Egypt has continued its pivot in wheat sourcing, finalizing new deals with Romania and Bulgaria in an effort to reduce reliance on Black Sea suppliers amid regional instability. This shift not only diversifies Egypt’s procurement strategy but also reflects broader concerns among MENA importers about long-term supply reliability from conflict-affected zones.
The USDA confirmed that China approved wheat and rye flour imports from Russia, an expected but significant step that bolsters Russia’s export portfolio while reducing China’s dependence on traditional Western suppliers. This approval is part of a broader Chinese effort to expand and hedge its food sourcing base, particularly for strategic crops.
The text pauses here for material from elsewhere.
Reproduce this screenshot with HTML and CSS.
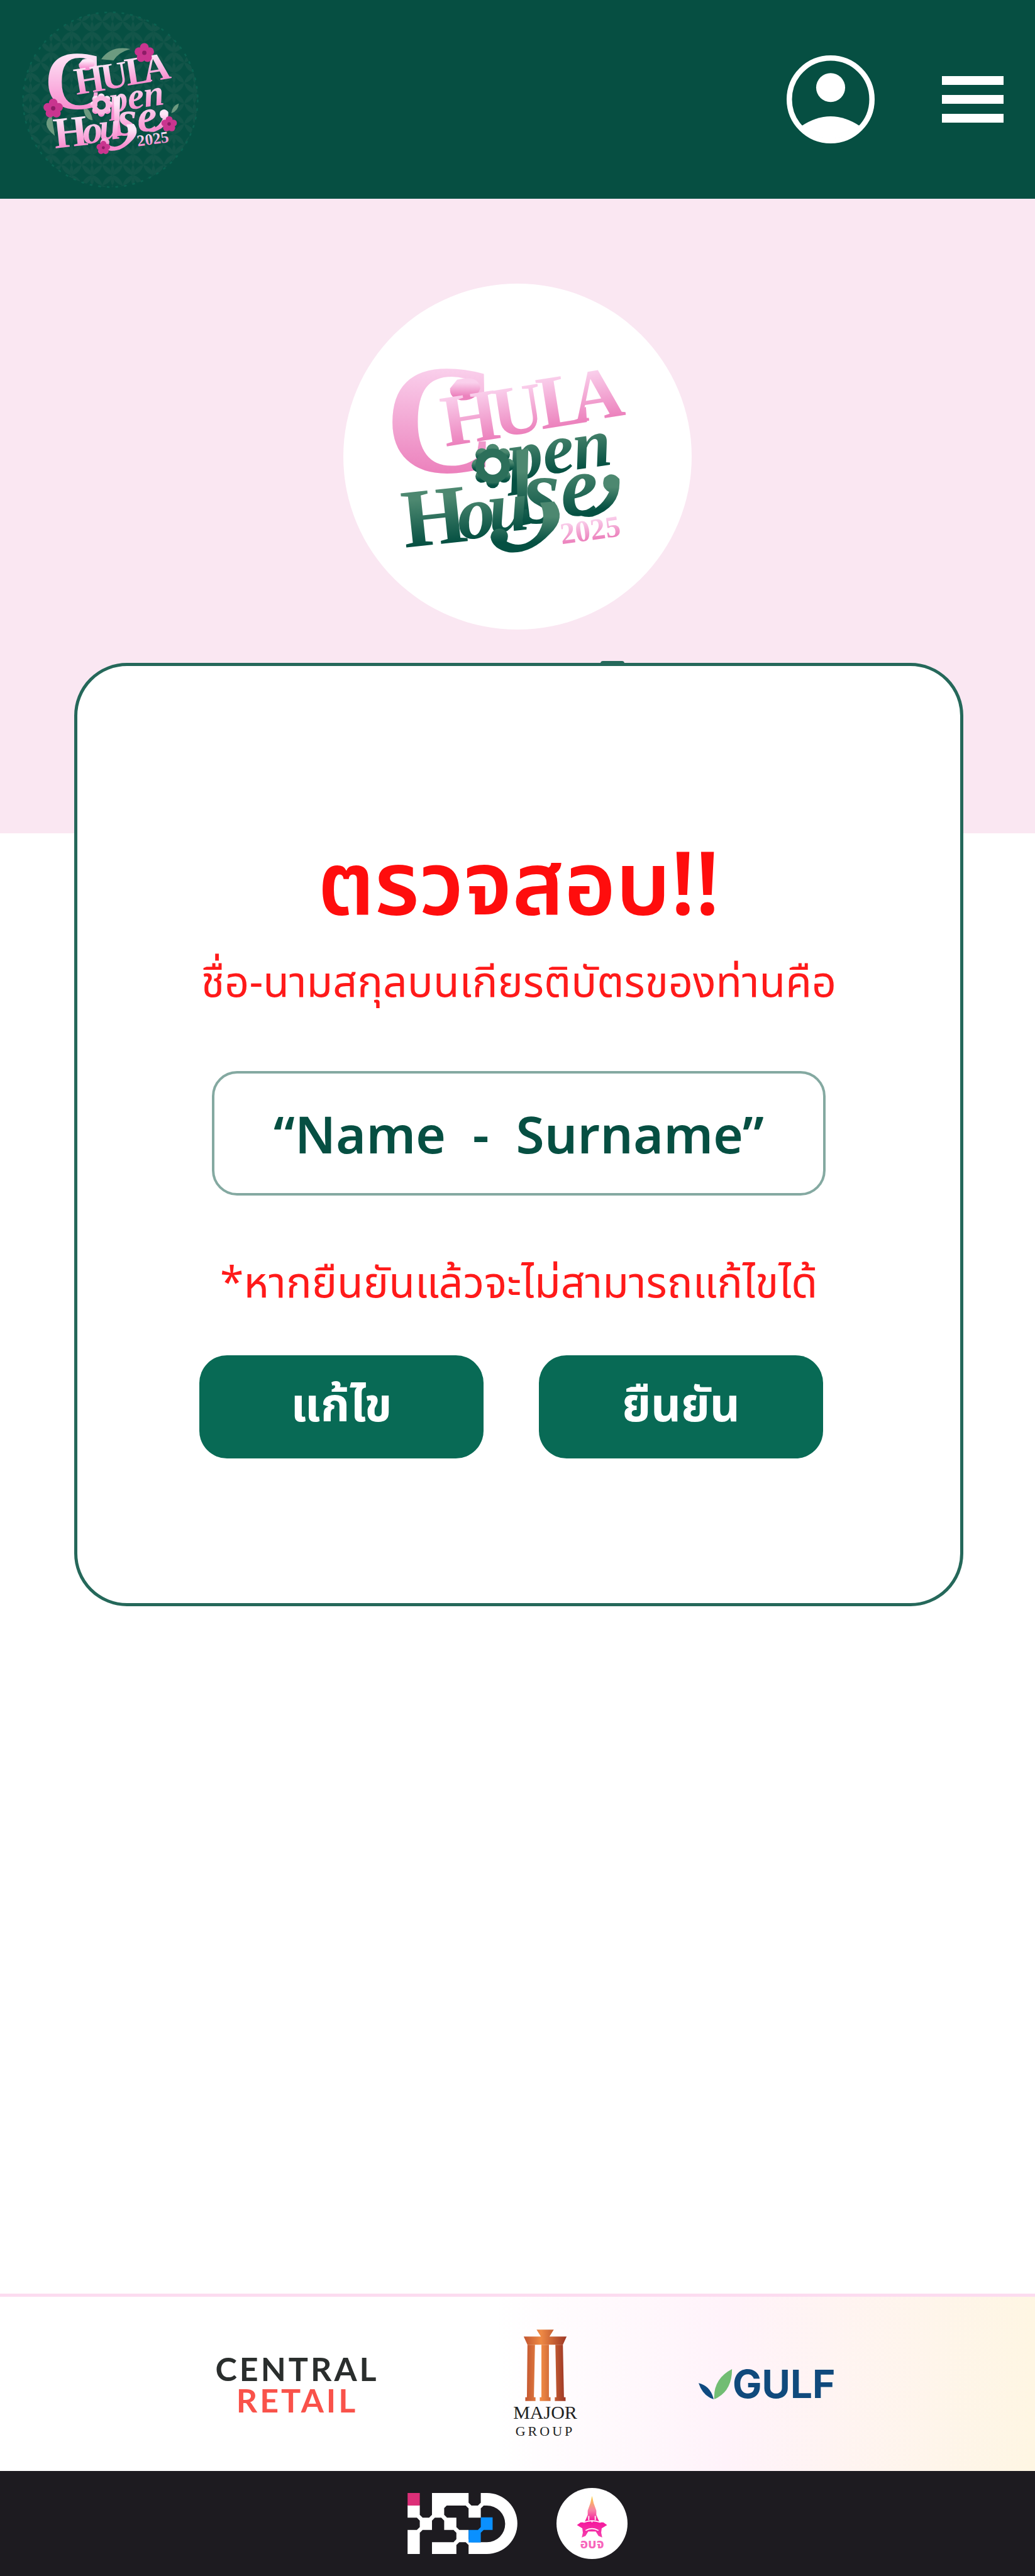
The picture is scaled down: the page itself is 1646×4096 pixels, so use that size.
FILE: index.html
```html
<!DOCTYPE html>
<html lang="th">
<head>
<meta charset="utf-8">
<meta name="viewport" content="width=device-width, initial-scale=1">
<title>Chula Open House 2025</title>
<link rel="stylesheet" href="styles.css">
</head>
<body>
<svg class="defs" width="0" height="0" aria-hidden="true">
  <defs>
    <linearGradient id="pink" x1="0" y1="0" x2="0" y2="1"><stop offset=".2" stop-color="#fad0ec"/><stop offset=".8" stop-color="#ec82bd"/></linearGradient>
    <linearGradient id="green" x1="0" y1="0" x2="0" y2="1"><stop offset=".3" stop-color="#4d8870"/><stop offset=".8" stop-color="#055042"/></linearGradient>
    <linearGradient id="rose" x1="0" y1="0" x2="0" y2="1"><stop offset=".2" stop-color="#fde6f7"/><stop offset=".8" stop-color="#f88fd0"/></linearGradient>
    <linearGradient id="copper" x1="0" y1="0" x2="1" y2="0"><stop offset="0" stop-color="#c1542f"/><stop offset=".4" stop-color="#ef8a45"/><stop offset="1" stop-color="#9c3524"/></linearGradient>
    <linearGradient id="spire" x1="0" y1="0" x2="0" y2="1"><stop offset="0" stop-color="#fbd23c"/><stop offset=".35" stop-color="#f77fa8"/><stop offset=".6" stop-color="#f5159b"/><stop offset="1" stop-color="#f53fae"/></linearGradient>
    <pattern id="petals" width="38" height="38" patternUnits="userSpaceOnUse">
      <g fill="#135549"><path d="M0 0Q16 4 19 19Q4 16 0 0M38 0Q34 16 19 19Q22 4 38 0M0 38Q4 22 19 19Q16 34 0 38M38 38Q22 34 19 19Q34 22 38 38"/><path d="M19 0q6 9 0 17q-6-8 0-17M19 21q6 9 0 17q-6-8 0-17"/></g>
    </pattern>
    <symbol id="wordmark" viewBox="700 650 480 390" overflow="visible">
      <g class="mark-top">
        <text x="712" y="876" font-size="290">C</text>
        <path d="M846 704q40-10 43 16q-8 24-36 22q-22-4-20-22z"/>
        <g transform="rotate(-9 950 800)">
          <text x="822" y="808" font-size="136">H</text>
          <text x="916" y="806" font-size="132">U</text>
          <text x="1003" y="804" font-size="140">L</text>
          <text x="1064" y="802" font-size="136">A</text>
        </g>
      </g>
      <g class="mark-low">
        <g transform="rotate(-8 950 880)">
          <text x="944" y="890" font-size="130">p</text>
          <text x="1009" y="888" font-size="132">e</text>
          <text x="1066" y="887" font-size="128">n</text>
        </g>
        <path d="M956 835l22-4l-2 90l6 50l-30 6l6-30z"/>
        <g transform="rotate(-6 800 1000)">
          <text x="748" y="1010" font-size="154" class="slab">H</text>
          <text x="850" y="1006" font-size="140">o</text>
          <text x="908" y="1000" font-size="136">u</text>
          <text x="1045" y="984" font-size="160">e</text>
        </g>
        <path d="M1062 950q44 6 66-38q-16-8-9-26q14-14 28 2q4 52-50 70q-20 2-35-8z"/>
        <text x="968" y="970" font-size="176">s</text>
        <path d="M1026 930q24 30-8 60q-36 38-76 34q-30-6-34-28q2-16 18-16q20 4 12 24q30 16 56-12q20-28 6-60z"/>
        <g><circle cx="912" cy="835" r="12"/><circle cx="932" cy="843" r="12"/><circle cx="940" cy="862" r="12"/><circle cx="933" cy="883" r="12"/><circle cx="912" cy="893" r="12"/><circle cx="892" cy="883" r="12"/><circle cx="885" cy="863" r="12"/><circle cx="892" cy="843" r="12"/></g>
        <circle cx="912" cy="864" r="24" fill="none" class="ring"/>
      </g>
      <g class="mark-top"><text x="1040" y="1009" font-size="56" transform="rotate(-8 1040 1009)">2025</text></g>
    </symbol>
    <g id="flower"><circle cx="0" cy="-10" r="8"/><circle cx="10" cy="-2" r="8"/><circle cx="6" cy="9" r="8"/><circle cx="-6" cy="9" r="8"/><circle cx="-10" cy="-2" r="8"/><circle r="4" fill="#8c1d66"/></g>
  </defs>
</svg>

<header class="topbar">
  <a class="brand" href="#" aria-label="Chula Open House 2025">
    <svg viewBox="40 18 330 330">
      <circle cx="205" cy="183" r="162" fill="url(#petals)" stroke="#0b6150" stroke-width="3" stroke-dasharray="5 11"/>
      <g fill="#6d9a80"><path d="M188 108q18-26 54-19q-22 6-31 21z"/><path d="M96 212q-22 16 6 38z"/><path d="M155 196q14 4 17 25q-16-2-17-25z"/><path d="M318 208q2-14 14-18q-1 14-14 18z"/></g>
      <use href="#wordmark" class="wordmark-light" x="76" y="80" width="254" height="206"/>
      <g fill="#c9358f"><use href="#flower" transform="translate(268 96)"/><use href="#flower" transform="translate(99 199)"/><use href="#flower" transform="translate(314 228) scale(.8)"/><use href="#flower" transform="translate(192 272) scale(.7)"/></g>
    </svg>
  </a>
  <nav class="actions">
    <button class="icon-btn account" type="button" aria-label="บัญชีผู้ใช้">
      <svg viewBox="0 0 164 164"><circle cx="82" cy="82" r="77" fill="none" stroke="#fff" stroke-width="10"/><circle cx="82" cy="60" r="27" fill="#fff"/><path d="M27 132Q82 95 137 132A77 77 0 0 1 27 132z" fill="#fff"/></svg>
    </button>
    <button class="icon-btn menu" type="button" aria-label="เมนู"><span></span><span></span><span></span></button>
  </nav>
</header>

<main>
  <section class="hero">
    <div class="emblem">
      <svg viewBox="635 526 646 641" role="img" aria-label="Chula Open House 2025"><use href="#wordmark" class="wordmark-color" x="700" y="650" width="480" height="390"/></svg>
    </div>
    <div class="hero-tab"></div>
  </section>
  <section class="card">
    <h1>ตรวจสอบ!!</h1>
    <p class="lead">ชื่อ-นามสกุลบนเกียรติบัตรของท่านคือ</p>
    <p class="name">“Name&nbsp; -&nbsp; Surname”</p>
    <p class="note">*หากยืนยันแล้วจะไม่สามารถแก้ไขได้</p>
    <div class="buttons">
      <button type="button">แก้ไข</button>
      <button type="button">ยืนยัน</button>
    </div>
  </section>
</main>

<footer>
  <div class="sponsors">
    <div class="central"><span>CENTRAL</span><span class="retail">RETAIL</span></div>
    <div class="major">
      <svg viewBox="0 0 82 133"><g fill="url(#copper)"><path d="M25 0h32l-8 13h32l-7 15H8L1 13h32z"/><path d="M8 28h14l-2 98h3v7H4v-7h3zM34 28h14v98h3v7H31v-7h3zM60 28h14l2 98h3v7H59v-7h3z"/></g></svg>
      <span class="major-name">MAJOR</span><span class="major-group">GROUP</span>
    </div>
    <div class="gulf">
      <svg viewBox="0 0 63 56"><path d="M0 26Q22 31 28 56Q8 50 0 26z" fill="#0f4a80"/><path d="M62 0Q62 42 29 56Q27 18 62 0z" fill="#72bd73"/></svg>
      <span>GULF</span>
    </div>
  </div>
  <div class="bottom">
    <svg class="isd" viewBox="170 158 612 340" role="img" aria-label="ISD">
      <path fill="#fff" d="M170 226h68v70h-68zM238 296h68v68h-68zM170 364h68v134h-68zM306 158h204v70H388l-14 14v54h-68zM374 296h68v68h-68zM442 364h68v68h-68zM306 432h136v66H306zM510 228h68v68h-68z"/>
      <path fill="#fff" d="M578 158h34a170 170 0 0 1 0 340H510v-66h102a102 102 0 0 0 0-204h-34z"/>
      <path fill="#fff" d="M238 280l16 16l-16 16l-16-16zM238 348l16 16l-16 16l-16-16zM306 280l16 16l-16 16l-16-16zM374 280l16 16l-16 16l-16-16zM442 348l16 16l-16 16l-16-16zM510 212l16 16l-16 16l-16-16zM578 212l16 16l-16 16l-16-16zM442 416l16 16l-16 16l-16-16zM510 416l16 16l-16 16l-16-16z"/>
      <path fill="#dd2f78" d="M170 158h68v70h-68z"/>
      <path fill="#0a90ff" d="M578 294h66v70h-50l-16 16v54h-68v-70h52l16-16z"/>
    </svg>
    <svg class="seal" viewBox="0 0 132 132" role="img" aria-label="อบจ">
      <circle cx="66" cy="66" r="66" fill="#fff"/>
      <path fill="url(#spire)" d="M66 15l3 13l5 14v8l5 12l3 2h5l7 5l-10 6l-1 8l2 9l-7-3l-5-8h-14l-5 8l-7 3l2-9l-1-8l-10-6l7-5h5l3-2l5-12v-8l5-14z"/>
      <path fill="none" stroke="#fff" stroke-width="2" d="M60 52v8M72 52v8M50 64q16-6 32 0M54 79q12-7 24 0M66 60v4"/>
      <text x="66" y="112" text-anchor="middle" class="seal-text">อบจ</text>
    </svg>
  </div>
</footer>
</body>
</html>
```
FILE: styles.css
```css
* { box-sizing: border-box; }
body {
  margin: 0;
  min-height: 100vh;
  display: flex;
  flex-direction: column;
  background: #fff;
  font-family: "Noto Sans Thai", "Noto Sans", "Open Sans", sans-serif;
}
h1, p { margin: 0; }
svg { display: block; }
button { border: 0; font: inherit; cursor: pointer; }
.defs { position: absolute; }
main { flex: 1; }

.topbar {
  display: flex;
  justify-content: space-between;
  align-items: center;
  height: 316px;
  padding: 0 50px 0 34px;
  background: #064f42;
}
.brand svg { width: 283px; height: 283px; }
.actions { display: flex; align-items: center; gap: 107px; }
.icon-btn { padding: 0; background: none; }
.account svg { width: 140px; height: 140px; }
.menu { display: flex; flex-direction: column; gap: 16px; width: 98px; }
.menu span { height: 14px; background: #fff; }

#wordmark text { font-family: "Liberation Serif", serif; font-weight: 700; }
.wordmark-color { --top: url(#pink); --low: url(#green); --ring: #2c6f5a; }
.wordmark-light { --top: url(#rose); --low: url(#rose); --ring: #fbb5e0; }
.mark-top { fill: var(--top); }
.mark-low { fill: var(--low); font-style: italic; }
.slab { font-style: normal; }
.ring { stroke: var(--ring); stroke-width: 16; }

.hero { height: 1009px; padding-top: 135px; background: #fae7f2; }
.emblem {
  width: 554px;
  height: 550px;
  margin: 0 auto;
  border-radius: 50%;
  background: #fff;
}
.emblem svg { width: 100%; height: 100%; }
.hero-tab { width: 38px; height: 12px; margin: 50px 0 0 58%; border-radius: 4px; background: #25685a; }

.card {
  position: relative;
  display: flex;
  flex-direction: column;
  align-items: center;
  margin: -271px 114px 0 118px;
  padding: 272px 96px 230px;
  border: 5px solid #25685a;
  border-radius: 84px;
  background: #fff;
  text-align: center;
}
h1 { color: #ff0d0d; font-size: 140px; line-height: 160px; font-weight: 600; }
.lead, .note { color: #ff1a1a; font-size: 68px; line-height: 100px; white-space: nowrap; }
.lead { margin-top: 24px; }
.name {
  width: 976px;
  max-width: 100%;
  margin: 88px 0 92px;
  padding-top: 14px;
  border: 4px solid #84a9a1;
  border-radius: 40px;
  color: #064f42;
  font-size: 82px;
  line-height: 176px;
  font-weight: 600;
}
.buttons { display: flex; gap: 88px; margin: 62px 24px 0 0; }
.buttons button {
  width: 452px;
  height: 164px;
  border-radius: 44px;
  background: #086a55;
  color: #fff;
  font-size: 74px;
  font-weight: 700;
}

.sponsors {
  display: flex;
  align-items: center;
  height: 282px;
  padding-left: 343px;
  border-top: 5px solid #fcdcf0;
  background: linear-gradient(90deg, #fff 48%, #fff3fa 70%, #fef6e3 100%);
}
.central { display: flex; flex-direction: column; align-items: center; width: 259px; color: #2a2e2d; font: 700 52px/50px Lato, sans-serif; letter-spacing: 4px; }
.retail { color: #f9524a; }
.major { display: flex; flex-direction: column; align-items: center; width: 104px; margin-left: 213px; font-family: "Liberation Serif", serif; color: #222; }
.major svg { width: 70px; height: 114px; }
.major-name { font-size: 30px; line-height: 36px; }
.major-group { font-size: 22px; line-height: 24px; letter-spacing: 4px; }
.gulf { display: flex; align-items: center; margin-left: 192px; color: #104a7c; font: 700 62px/64px Inter, sans-serif; }
.gulf svg { width: 54px; height: 48px; }
.bottom { display: flex; justify-content: center; align-items: center; gap: 62px; height: 167px; background: #1d1b20; }
.isd { width: 175px; height: 97px; }
.seal { width: 113px; height: 113px; }
.seal-text { font: 700 25px "Noto Sans Thai", "Noto Sans", sans-serif; fill: #f764bb; }
```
Russia’s Ministry of Agriculture announced last week that the wheat export duty would remain at the reduced level of 1,023.5 rubles per ton. However, analysts are concerned that continued drought in southern growing regions could impact yields and complicate the country’s ability to sustain high export volumes through the summer months.
Brazil’s soybean export data showed 14.099 million metric tons shipped in May, marking a year-over-year increase and reinforcing the country’s dominant position in the soy complex. Despite logistical hurdles in the southern ports, Brazil has managed to maintain a competitive pace that continues to weigh on global soybean prices.
The Buenos Aires Grain Exchange maintained its crop production estimates, with corn forecast at 49 MMT and soybeans at 50 MMT. Yet delayed wheat sowing due to dry weather raises questions about potential reductions in Argentina’s winter crop output unless timely rains materialize in June.
U.S. ethanol production remained robust at 1.105 million barrels per day, with a two-month high in export volumes reported. While this supports corn demand, weaker global biofuel margins and high input costs may curb growth potential in the coming months, especially if crude oil prices remain under pressure.
Ukrainian grain exports surpassed 4 million tons in May, as Black Sea port activity continues to normalize. However, long-term concerns remain about the sustainability of export flows, particularly as the EU prepares to scale back duty-free quotas starting in June 2025—a move that could challenge Ukraine’s trade reliance on Europe.
Reports from Canadian growers indicate delayed spring crop development due to persistent dryness across the Prairies. While planting has concluded, soil moisture deficits continue to hamper early-stage growth, particularly in wheat and canola, raising flags for potential supply issues later in the season.
The FAO reported a 1.8% decline in global grain prices for May, citing ample South American supplies and stable U.S. production forecasts. Wheat, corn, and soybean benchmarks all recorded weekly reversals despite early-month rallies, suggesting growing resistance to upward momentum.
Shipping data from the Mississippi River corridors show an increase in grain barge volumes, even as freight rates remain subdued. This points to improved transport fluidity, supporting steady export flows from U.S. terminals ahead of peak harvest periods.
In Morocco, grain import dependency continued to grow, with over 6 million tons of wheat imported over the past 12 months. The country’s increasing reliance on France and Russia for grain underscores shifting trade patterns and vulnerability to pricing and supply shocks.
Lastly, palm oil developments in Southeast Asia added a bearish layer to the global oilseed complex. Malaysia’s end-May inventories reached 2.01 million tons amid strong production and a surge in lower-priced Indonesian imports. This inventory buildup pressured global soy oil values, indirectly capping gains for soybeans despite otherwise strong fundamentals.
The global grain market is once again caught in a web of competing factors—weather shifts, political recalibrations, and demand reconfigurations—all of which are set to shape the trading narrative in the days ahead.